Delegates widely condemned the fighting, with Kuwait’s representative expressing regret that the Council had failed to adopt his delegation’s 14 May draft resolution calling for a full investigation. Kuwait would take action in the General Assembly to ensure the perpetrators of the killings were held to account. He also called for measures that would offer international protection to the Palestinian people.

The representative of the United States emphasized that the opening of her country’s embassy in Jerusalem a day earlier had not undermined the prospects for peace in any way. The city was Israel’s capital and no plausible peace agreement would change that. “We want nothing more than peace, in which the rights of all people are respected,” she added.

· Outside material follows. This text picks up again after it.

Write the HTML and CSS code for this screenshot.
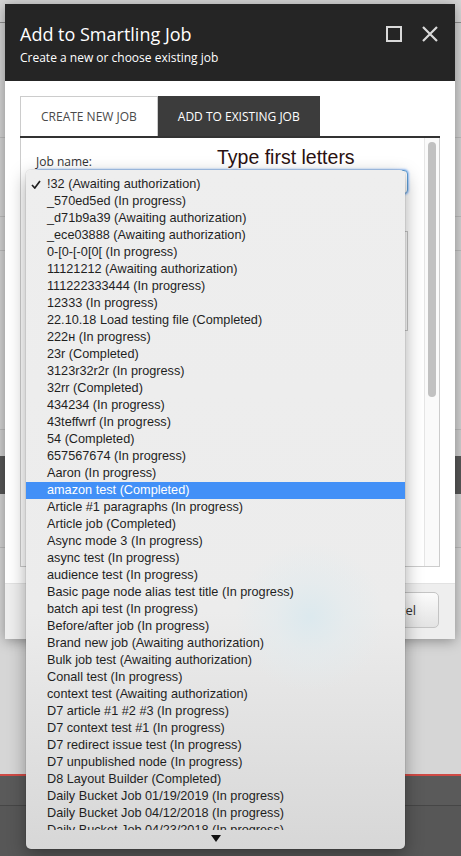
FILE: index.html
```html
<!DOCTYPE html>
<html lang="en">
  <head>
    <meta charset="UTF-8" />
    <meta name="viewport" content="width=device-width, initial-scale=1.0" />
    <title>Add to Smartling Job</title>
    <link rel="stylesheet" href="styles.css">
  </head>
  <body>
    <!-- page behind the modal -->
    <div class="page">
      <div class="page-topbar"></div>
      <div class="page-row row-1"></div>
      <div class="page-row row-2"></div>
      <div class="page-row row-3"></div>
      <div class="page-row row-4"></div>
      <div class="page-row row-5"></div>
      <div class="page-band"></div>
      <div class="page-row row-6"></div>
      <div class="page-row row-7"></div>
      <div class="page-red"></div>
      <div class="page-foot"></div>
      <div class="page-foot-2"></div>
    </div>

    <div class="dialog">
      <div class="dialog-header">
        <div>
          <h1 class="dialog-title">Add to Smartling Job</h1>
          <div class="dialog-subtitle">Create a new or choose existing job</div>
        </div>
        <div class="dialog-icons">
          <svg width="16" height="16" viewBox="0 0 16 16">
            <rect x="1" y="1" width="14" height="14" fill="none" stroke="#d9d9d9" stroke-width="2" />
          </svg>
          <svg width="16" height="16" viewBox="0 0 16 16">
            <path d="M1 1 L15 15 M15 1 L1 15" stroke="#d9d9d9" stroke-width="2.2" fill="none" />
          </svg>
        </div>
      </div>

      <div class="dialog-body">
        <div class="tabs">
          <div class="tab">Create new job</div>
          <div class="tab active">Add to existing job</div>
        </div>
        <div class="tab-panel">
          <div class="panel-content">
            <label class="field-label">Job name:</label>
            <div class="select-box"></div>
            <div class="textarea-box"></div>
          </div>
          <div class="scrollbar">
            <div class="scroll-thumb"></div>
          </div>
        </div>
      </div>

      <div class="dialog-footer">
        <button class="btn">Cancel</button>
      </div>
    </div>

    <div class="hint">Type first letters</div>

    <div class="dropdown">
      <div class="dropdown-list">
        <div class="option">
          <span class="check">
            <svg width="10" height="9" viewBox="0 0 10 9">
              <path d="M1 5 L3.8 8 L9 1" stroke="#1f1f1f" stroke-width="1.7" fill="none" />
            </svg>
          </span>!32 (Awaiting authorization)
        </div>
        <div class="option"><span class="check"></span>_570ed5ed (In progress)</div>
        <div class="option"><span class="check"></span>_d71b9a39 (Awaiting authorization)</div>
        <div class="option"><span class="check"></span>_ece03888 (Awaiting authorization)</div>
        <div class="option"><span class="check"></span>0-[0-[-0[0[ (In progress)</div>
        <div class="option"><span class="check"></span>11121212 (Awaiting authorization)</div>
        <div class="option"><span class="check"></span>111222333444 (In progress)</div>
        <div class="option"><span class="check"></span>12333 (In progress)</div>
        <div class="option"><span class="check"></span>22.10.18 Load testing file (Completed)</div>
        <div class="option"><span class="check"></span>222н (In progress)</div>
        <div class="option"><span class="check"></span>23r (Completed)</div>
        <div class="option"><span class="check"></span>3123r32r2r (In progress)</div>
        <div class="option"><span class="check"></span>32rr (Completed)</div>
        <div class="option"><span class="check"></span>434234 (In progress)</div>
        <div class="option"><span class="check"></span>43teffwrf (In progress)</div>
        <div class="option"><span class="check"></span>54 (Completed)</div>
        <div class="option"><span class="check"></span>657567674 (In progress)</div>
        <div class="option"><span class="check"></span>Aaron (In progress)</div>
        <div class="option selected"><span class="check"></span>amazon test (Completed)</div>
        <div class="option"><span class="check"></span>Article #1 paragraphs (In progress)</div>
        <div class="option"><span class="check"></span>Article job (Completed)</div>
        <div class="option"><span class="check"></span>Async mode 3 (In progress)</div>
        <div class="option"><span class="check"></span>async test (In progress)</div>
        <div class="option"><span class="check"></span>audience test (In progress)</div>
        <div class="option"><span class="check"></span>Basic page node alias test title (In progress)</div>
        <div class="option"><span class="check"></span>batch api test (In progress)</div>
        <div class="option"><span class="check"></span>Before/after job (In progress)</div>
        <div class="option"><span class="check"></span>Brand new job (Awaiting authorization)</div>
        <div class="option"><span class="check"></span>Bulk job test (Awaiting authorization)</div>
        <div class="option"><span class="check"></span>Conall test (In progress)</div>
        <div class="option"><span class="check"></span>context test (Awaiting authorization)</div>
        <div class="option"><span class="check"></span>D7 article #1 #2 #3 (In progress)</div>
        <div class="option"><span class="check"></span>D7 context test #1 (In progress)</div>
        <div class="option"><span class="check"></span>D7 redirect issue test (In progress)</div>
        <div class="option"><span class="check"></span>D7 unpublished node (In progress)</div>
        <div class="option"><span class="check"></span>D8 Layout Builder (Completed)</div>
        <div class="option"><span class="check"></span>Daily Bucket Job 01/19/2019 (In progress)</div>
        <div class="option"><span class="check"></span>Daily Bucket Job 04/12/2018 (In progress)</div>
        <div class="option"><span class="check"></span>Daily Bucket Job 04/23/2018 (In progress)</div>
      </div>
      <div class="dropdown-more">
        <svg width="10" height="7" viewBox="0 0 10 7">
          <polygon points="0,0 10,0 5,7" fill="#111" />
        </svg>
      </div>
    </div>
  </body>
</html>
```

FILE: styles.css
```css
* {
  margin: 0;
  padding: 0;
  box-sizing: border-box;
}
body {
  font-family: "Open Sans", "Liberation Sans", sans-serif;
  background: #575757;
  height: 856px;
  overflow: hidden;
}

/* background page */
.page-topbar {
  height: 23px;
  background: #d6d6d6;
  border-bottom: 1px solid #8e8e8e;
}
.page-row {
  background: #d3d3d3;
  border-bottom: 1px solid #bcbcbc;
}
.row-1 { height: 115px; }
.row-2 { height: 79px; }
.row-3 { height: 34px; }
.row-4 { height: 179px; }
.row-5 { height: 26px; border-bottom: none; background: #cfcfcf; }
.page-band {
  height: 38px;
  background: #575757;
}
.row-6 { height: 54px; }
.row-7 { height: 226px; border-bottom: none; background: #d6d6d6; }
.page-red {
  height: 2px;
  background: #cf4a45;
}
.page-foot {
  height: 30px;
  background: #5a5a5a;
  border-bottom: 1px solid #464646;
}
.page-foot-2 {
  height: 60px;
  background: #575757;
}

/* modal */
.dialog {
  position: absolute;
  top: 4px;
  left: 5px;
  width: 450px;
  background: #fff;
  box-shadow: 0 2px 12px rgba(0, 0, 0, 0.35);
}
.dialog-header {
  display: flex;
  justify-content: space-between;
  align-items: flex-start;
  background: #252525;
  color: #fff;
  padding: 18px 17px 14px 15px;
  height: 77px;
}
.dialog-title {
  font-size: 18px;
  font-weight: 400;
  line-height: 24px;
}
.dialog-subtitle {
  font-size: 12px;
  line-height: 17px;
  margin-top: 3px;
}
.dialog-icons {
  display: flex;
  gap: 20px;
  margin-top: 4px;
}
.dialog-body {
  padding: 15px 15px 16px;
}
.tabs {
  display: flex;
  border-bottom: 2px solid #333;
}
.tab {
  height: 40px;
  display: flex;
  align-items: center;
  padding: 0 20px;
  font-size: 12px;
  text-transform: uppercase;
  color: #4a4a4a;
  border: 1px solid #ccc;
  border-bottom: none;
  background: #fff;
}
.tab.active {
  background: #3c3c3c;
  border-color: #3c3c3c;
  color: #fff;
  padding: 0 19px;
}
.tab-panel {
  display: flex;
  height: 429px;
  border: 1px solid #ccc;
  border-top: none;
}
.panel-content {
  flex: 1;
  padding: 15px 16px 0 15px;
}
.field-label {
  display: block;
  font-size: 12px;
  line-height: 17px;
  color: #333;
}
.select-box {
  height: 24px;
  border: 1px solid #5e9ed6;
  border-radius: 4px;
  box-shadow: 0 0 2px 1px rgba(66, 144, 247, 0.55);
  background: #fff;
}
.textarea-box {
  height: 100px;
  margin-top: 37px;
  border: 1px solid #c8c8c8;
}
.scrollbar {
  width: 15px;
  border-left: 1px solid #e6e6e6;
  background: #fafafa;
  padding: 4px 2px 0 3px;
}
.scroll-thumb {
  width: 8px;
  height: 255px;
  border-radius: 4px;
  background: #c1c1c1;
}
.dialog-footer {
  display: flex;
  justify-content: flex-end;
  background: #eeeeee;
  border-top: 1px solid #e2e2e2;
  padding: 8px 16px 11px;
}
.btn {
  height: 36px;
  padding: 0 22px;
  font-family: "Open Sans", sans-serif;
  font-size: 13px;
  color: #333;
  border: 1px solid #c4c4c4;
  border-radius: 5px;
  background: linear-gradient(#fbfbfb, #e3e3e3);
}

/* annotation over the screenshot */
.hint {
  position: absolute;
  top: 146px;
  left: 217px;
  font-family: "Liberation Sans", Arial, sans-serif;
  font-size: 19.5px;
  line-height: 22px;
  color: #2a1111;
  text-shadow: 0 0 2px #fff, 0 0 3px #fff, 0 1px 4px #fff;
}

/* native select popup */
.dropdown {
  position: absolute;
  top: 170px;
  left: 26px;
  width: 379px;
  height: 679px;
  display: flex;
  flex-direction: column;
  border-radius: 5px;
  overflow: hidden;
  background:
    radial-gradient(circle at 284px 447px, rgba(220, 233, 238, 1) 0, rgba(226, 235, 238, 0.6) 35px, rgba(236, 236, 236, 0) 75px),
    linear-gradient(#eeeeee 0, #ececec 65%, #d7d7d7 100%);
  box-shadow: 0 6px 18px rgba(0, 0, 0, 0.35), 0 0 0 1px rgba(0, 0, 0, 0.06);
}
.dropdown-list {
  flex: 1;
  overflow: hidden;
  padding-top: 6px;
}
.option {
  display: flex;
  align-items: center;
  height: 17px;
  line-height: 17px;
  font-family: "Liberation Sans", Arial, sans-serif;
  font-size: 12.7px;
  color: #1f1f1f;
  white-space: nowrap;
}
.option.selected {
  background: #4290f7;
  color: #fff;
}
.check {
  display: flex;
  align-items: center;
  flex: none;
  width: 21px;
  height: 17px;
  padding-left: 5px;
}
.dropdown-more {
  height: 19px;
  display: flex;
  justify-content: center;
  align-items: center;
  padding-bottom: 2px;
}
```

Bolivia’s representative pointed out that the situation was not a conflict, but an occupation, emphasizing that the two sides were painfully unequal in the current colonial equation. The unilateral decision by the United States to transfer its embassy to Jerusalem had inflamed the situation, he added, recalling that resolution 478 (1980) prohibited such actions. The United States, which supported the occupying Power, was not merely an obstacle to peace; it was now part of the problem, not the solution, he noted. While exhaustive mention had been made of Iran and Hamas, no mention had been made of the real reason for the current situation — the occupation.

The Russian Federation’s representative expressed deep concern that the escalation of tensions had coincided with the transfer of the United States embassy and the anniversary of the Day of Catastrophe. Negotiations on pressing issues, including Jerusalem, must be conducted by Israelis and Palestinians, he emphasized. He emphasized that, despite the ambitious plans of some international players in unfolding their grandiose projects, the world had not become any safer. While the situation in Palestine was a good example that such efforts were going in the wrong direction, he said those undertaking such steps had made clear their intentions to continue on that path.

Several other delegates took issue with Israel’s use of force and urged all parties to act with utmost restraint. France’s representative, describing the response of the Israel Defense Forces as both inadequate and disproportionate, called for full and immediate respect for international humanitarian law and for human rights, especially the right to peaceful protest. The United Kingdom’s representative said the death toll alone warranted an inquiry, which should be made public and hold perpetrators to account.

Other delegates defended the two-State formula as the only viable way forward, with Ethiopia’s representative underlining that all arguments to the contrary were unrealistic. Ways and means must be found to save the two-State formula premised on dependable security for Israel and the realization of Palestinian national aspirations, he said.

Also speaking today were representatives of Sweden, Peru, Equatorial Guinea, China, Kazakhstan, Côte d'Ivoire, Netherlands and Poland.

The meeting began at 10:07 a.m. and ended at 12:40 p.m.